Buried beneath the streets of New York City and its surrounding waterways, interspersed among the labyrinthine subway tracks, are the tunnels of the Hudson & Manhattan (H&M) railroad – known today as the PATH train. For those unfamiliar with the PATH, it’s the commuter railway connecting New York City’s so-called “sixth borough” – the New Jersey Gold Coast, comprised primarily of Jersey City and Hoboken – with the urban centers of Manhattan and Newark, NJ. The PATH train generally operates in four lines during weekdays and two on weekends, spanning from Newark to World Trade Center, Hoboken to World Trade Center, Hoboken to Manhattan’s 33rd Street and Jersey City’s Journal Square to 33rd street.
Weathering many of the same storms as its MTA counterpart, from strikes and budget issues to tropical storms and train traffic incidents, there are some secrets even the most seasoned traveler crossing the Hackensack and Hudson rivers may have missed. Diving into the top 10 secrets of the PATH train, it’s best to begin with the history of the tunnels themselves.

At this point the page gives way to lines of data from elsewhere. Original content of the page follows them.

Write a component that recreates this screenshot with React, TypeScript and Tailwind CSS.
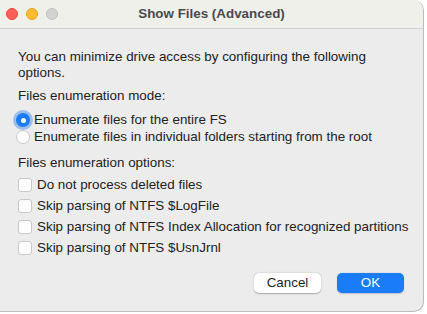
import React from "react";

const Radio = ({ checked, label }: { checked?: boolean; label: string }) => (
  <label className="flex items-center h-[17px] whitespace-nowrap">
    {checked ? (
      <span className="shrink-0 w-[14px] h-[14px] rounded-full bg-[#1a7cf8] flex items-center justify-center shadow-[0_0_0_3px_rgba(92,152,236,0.55)]">
        <span className="w-[5px] h-[5px] rounded-full bg-white" />
      </span>
    ) : (
      <span className="shrink-0 w-[14px] h-[14px] rounded-full bg-white border border-[#c8c8c8]" />
    )}
    <span className="ml-[4px]">{label}</span>
  </label>
);

const Check = ({ label }: { label: string }) => (
  <label className="flex items-center h-[21px] whitespace-nowrap">
    <span className="shrink-0 w-[14px] h-[14px] rounded-[3px] bg-white border border-[#c8c8c8]" />
    <span className="ml-[5px]">{label}</span>
  </label>
);

const App = () => {
  return (
    <div className="w-[427px] h-[314px] bg-white">
      <div
        className="w-[424px] h-[312px] bg-[#ececec] rounded-r-[10px] border-r border-b border-[#bdbdbd] overflow-hidden text-[13.4px] text-[#222]"
        style={{ fontFamily: '"Liberation Sans", Arial, sans-serif' }}
      >
        {/*Title bar*/}
        <div className="h-[29px] bg-[#f0f0eb] border-b border-[#d3d3d0] flex items-center relative">
          <div className="flex gap-[8px] pl-[6px]">
            <span className="w-[12px] h-[12px] rounded-full bg-[#fe5f57] border border-[#e2463f]" />
            <span className="w-[12px] h-[12px] rounded-full bg-[#febc2e] border border-[#e1a116]" />
            <span className="w-[12px] h-[12px] rounded-full bg-[#d3d3d1] border border-[#c1c1bf]" />
          </div>
          <div className="absolute inset-0 flex items-center justify-center font-bold text-[#4a4a4a]">
            Show Files (Advanced)
          </div>
        </div>
        {/*Body*/}
        <div className="pl-[18px] pr-[18px] pt-[20px]">
          <p className="leading-[16px]">
            You can minimize drive access by configuring the following options.
          </p>
          <p className="mt-[7px] leading-[16px]">Files enumeration mode:</p>
          <div className="mt-[7.5px] -ml-[2px]">
            <Radio checked label="Enumerate files for the entire FS" />
            <Radio label="Enumerate files in individual folders starting from the root" />
          </div>
          <p className="mt-[9.5px] leading-[16px]">Files enumeration options:</p>
          <div className="mt-[3.5px]">
            <Check label="Do not process deleted files" />
            <Check label="Skip parsing of NTFS $LogFile" />
            <Check label="Skip parsing of NTFS Index Allocation for recognized partitions" />
            <Check label="Skip parsing of NTFS $UsnJrnl" />
          </div>
          <div className="flex justify-end gap-[16px] mt-[14.5px] pr-[1px]">
            <button className="w-[67px] h-[20px] bg-white rounded-[5px] shadow-[0_0.5px_1.5px_rgba(0,0,0,0.3)] text-[#1e1e1e]">
              Cancel
            </button>
            <button className="w-[67px] h-[20px] bg-[#1a7cf8] rounded-[5px] text-white shadow-[0_0.5px_1.5px_rgba(0,0,0,0.2)]">
              OK
            </button>
          </div>
        </div>
      </div>
    </div>
  );
};

export default App;
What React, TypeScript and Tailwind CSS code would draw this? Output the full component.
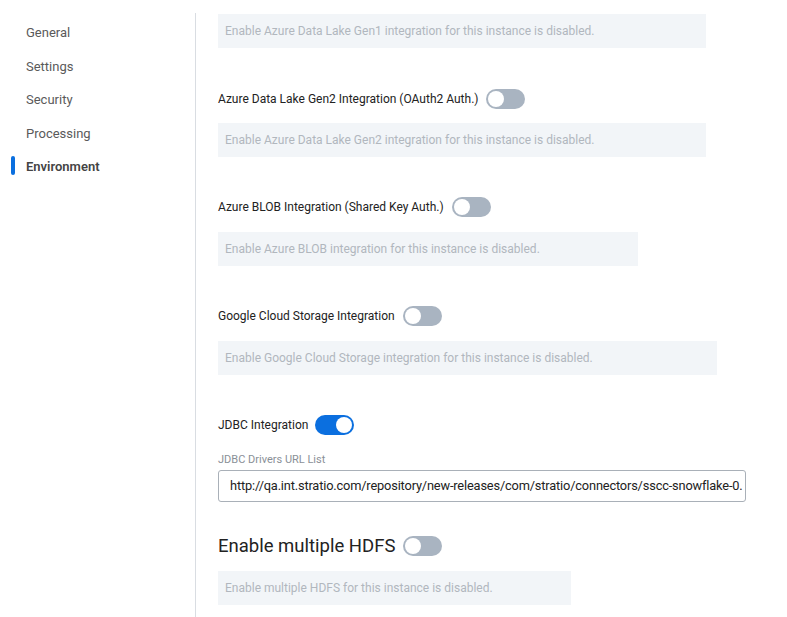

1. The PATH train tunnels pre-date the subway
The island of Manhattan was connected via rail with Northern NJ for the first time on February 25th, 1908, but at that point plans for the connecting trains were over thirty years old. Hudson & Manhattan (now PATH) railroad tunnels originated with plans from the 1870s, but these construction outlines were hampered by technological and engineering constraints of the time. The first train finally departed New Jersey through the clean tunnels, slowing to a roll below the Hudson river before arriving into New York City. The importance of this frosty Winter day was marked by a telegram sent from President Theodore Roosevelt, himself a New Yorker, announcing the ceremonious start to the Hudson & Manhattan Railroad.
While the New York City subway began running in 1904, four years before the first railcar from New Jersey brought travelers into New York City, the H&M (PATH train) railroad tunnels originated with plans much earlier than the subway’s construction, planned beginning in 1894.